Avon Products Inc. took advantage of the popularity of cobalt blue glass and offered a variety of items, including cruets, cologne bottles, and salt and pepper shakers, to its customers over the years, To reach those looking for more elegant items, Avon had the Fostoria Glass Company, long known for its quality glass, produce glassware in the George and Martha Washington pattern.

Lastly, some people collect cobalt blue glass kitchenware, including mixing bowls, rolling pins, refrigerator boxes, and measuring cups, produced by well-known glass manufacturers.

While some people collect cobalt glass for its value, many collect it for its beauty, especially when displayed in a window so the sunlight can shine through it, giving the room a mystical blue glow.







Monday, November 23, 2015

Stretched for Beauty



QUESTION: I recently purchased a beautiful plate at an antique show. The dealer said it’s stretched glass, but I don’t see how that’s possible since it’s a round plate. Can you tell me why my plate is called ‘stretched” glass?

ANSWER: Ever since it’s inception, the term stretch(not stretched) has confused people. It appears mistakenly on price tags in antique shops and in online descriptions. Because of the word “stretch,” People imagine a piece from the 1950s or 1960s that has been stretched to make it taller or wider, but stretch glass is entirely different.

Some people believe stretch glass is swung back and forth on a rod to make it stretch outward. Or, they think it looks like a strange type of Carnival or art glass, so it must be that. Neither is correct. Most of the time, people's first reaction is how beautiful the glass is, but they don't know anything about it.

On eBay there are over 28,000 listing for stretch glass and most are far from it. To collectors, stretch glass is iridescent stretch glass. It differentiates the glass from the common mistake of being considered swung glass. Forty to 50 percent of people think swung vases are stretch glass.

Created by several American glass factories from 1916 to the early 1930s, iridescent stretch glass is a pressed or blown molded glass. It’s shaped and formed—pressed or blown into molds—reheated and then sprayed with a metallic salt or dope, a procedure called  doping, while the piece is still hot. The glass blower then reheats the piece and this is when the stretch marks occur. The glass expands faster where the dope blower applied the dope, which causes a crackled, web-like appearance on the glass. Further shaping emphasizes these stretch marks. Some blowers often shape or "work" the glass a lot which emphasizes the stretch marks in the iridescence while others don’t work their pieces as much, resulting in finer stretch marks and are only satiny.

Collectors consider true carnival, stretch, and art glass with a shiny iridescence doped ware.
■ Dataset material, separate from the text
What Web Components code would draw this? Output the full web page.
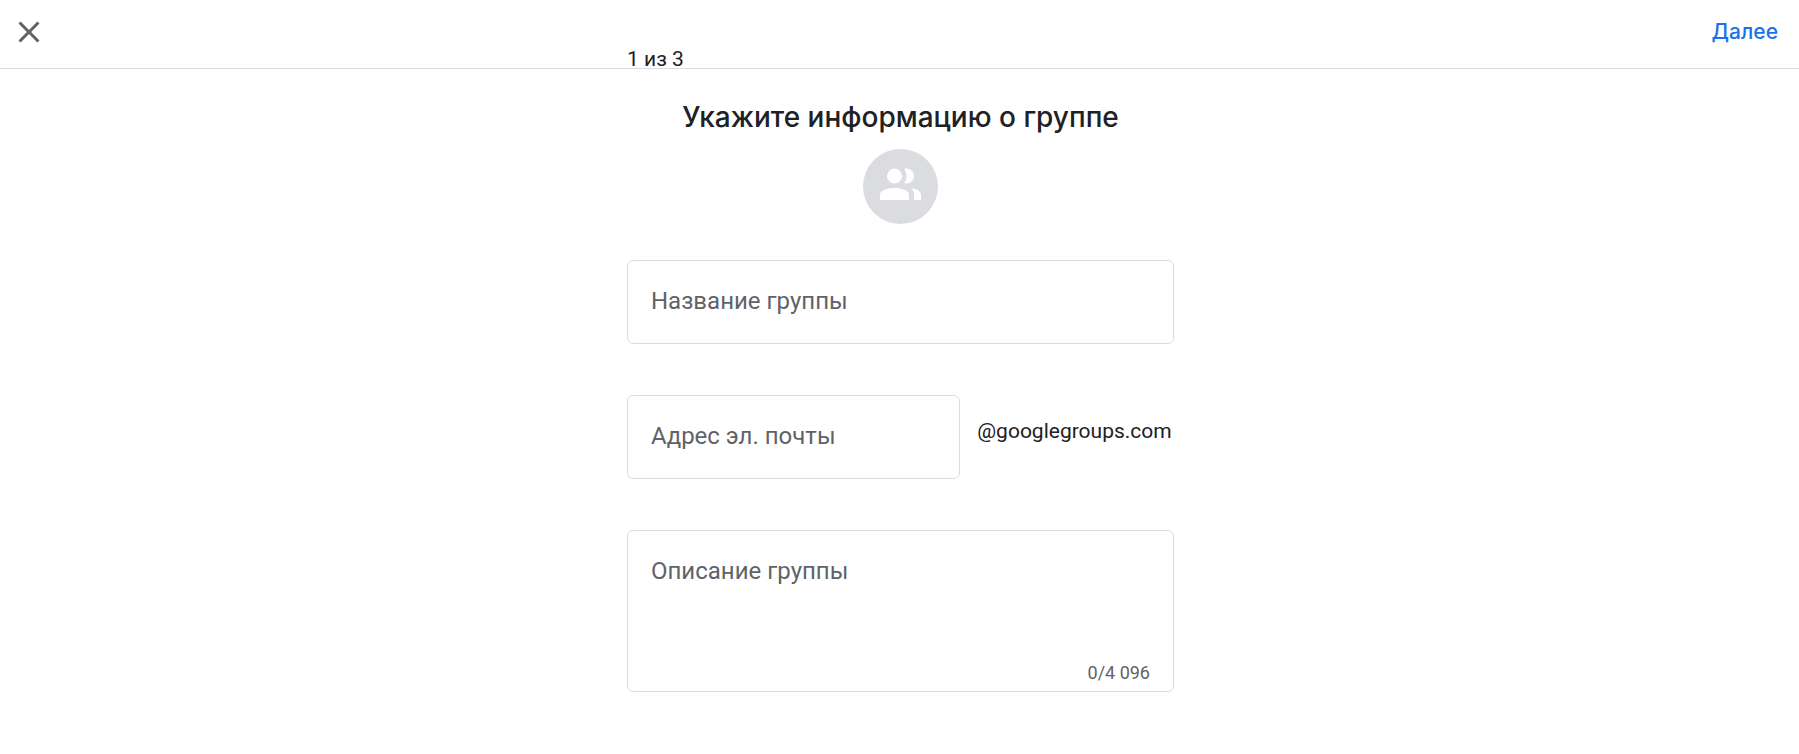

The difference between them is when the glass blower applies the metallic salts to the glass. While glass blowers shape and form Carnival glass first and then dope it  to create a shimmering to slightly satin iridescent surface, they spray stretch glass  while the glass is molten hot, then reheat and reshape it to make the stretch marks. Another difference is that Carnival glass has a distinctive pattern in the glass mold, such as grapes, butterflies, or geometrical patterns on the inside, outside or on both sides of the glass. Stretch glass has little or no pattern and is very plain.

Confusion seems to set in when people are searching for stretch glass, especially since art glass also has both iridescence and stretch effects. Although art glass is from the same period as stretch glass, the chemicals in the glass make the difference. Additional stretch effects may be from doping the pieces and further shaping. Art glass is also much thinner and more delicate than stretch glass.

People also confuse freeform art glass, produced from the 1950s to the present and commonly posted on eBay, with stretch glass.

Companies that produced stretch glass included Central Glass Works of Wheeling, West Virginia, Diamond Glass-Ware Company of Indiana, Pennsylvania, Jeanette Glass Company of Jeanette, Pennsylvania, Vineland Flint of Vineland, New Jersy, and United States Glass Company of Pittsburgh, Pennsylvania.

The true difference between the stretch glass that different manufacturers produced was the unique colors. Tangerine is a popular color among collectors, along with red and ruby, which each cost more because of their popularity. Wisteria, a purple-colored glass is also popular. Opaque colors of stretch iridescent glass are rare and can be pricey.

The most common stretch glass color that can be found is celeste blue, as well as the topaz and pink. Blue was the  dominant color though, along with topaz, both of which were good selling items when they first appeared. Topaz was a good seller in the 1910s and 1920s because not everyone had electricity. This color catches the light and reflects it very well. There’s also a lot of Florentine green stretch glass out there as well and crystal stretch glass, which has a frosty white iridescence. With so many stretch colors out there including aquamarine, blue smoke, coral, custard, pink and white luster, beginning collectors are sure to find a favorite of their own.

Iridescent stretch glass not only comes in a variety of colors, but also a range of prices. Pieces that once sold for 25 cents to $1 can now be picked for $25 to $50, and even $10 to $15 for more common pieces.

High-end pieces, such as a Fenton No. 604 punch on a red stand, can sell into the thousands. One sold on eBay for $4,200. While the price may seem high, anyone can acquire a decent collection of stretch glass if they buy pieces in the $25 to $100 range.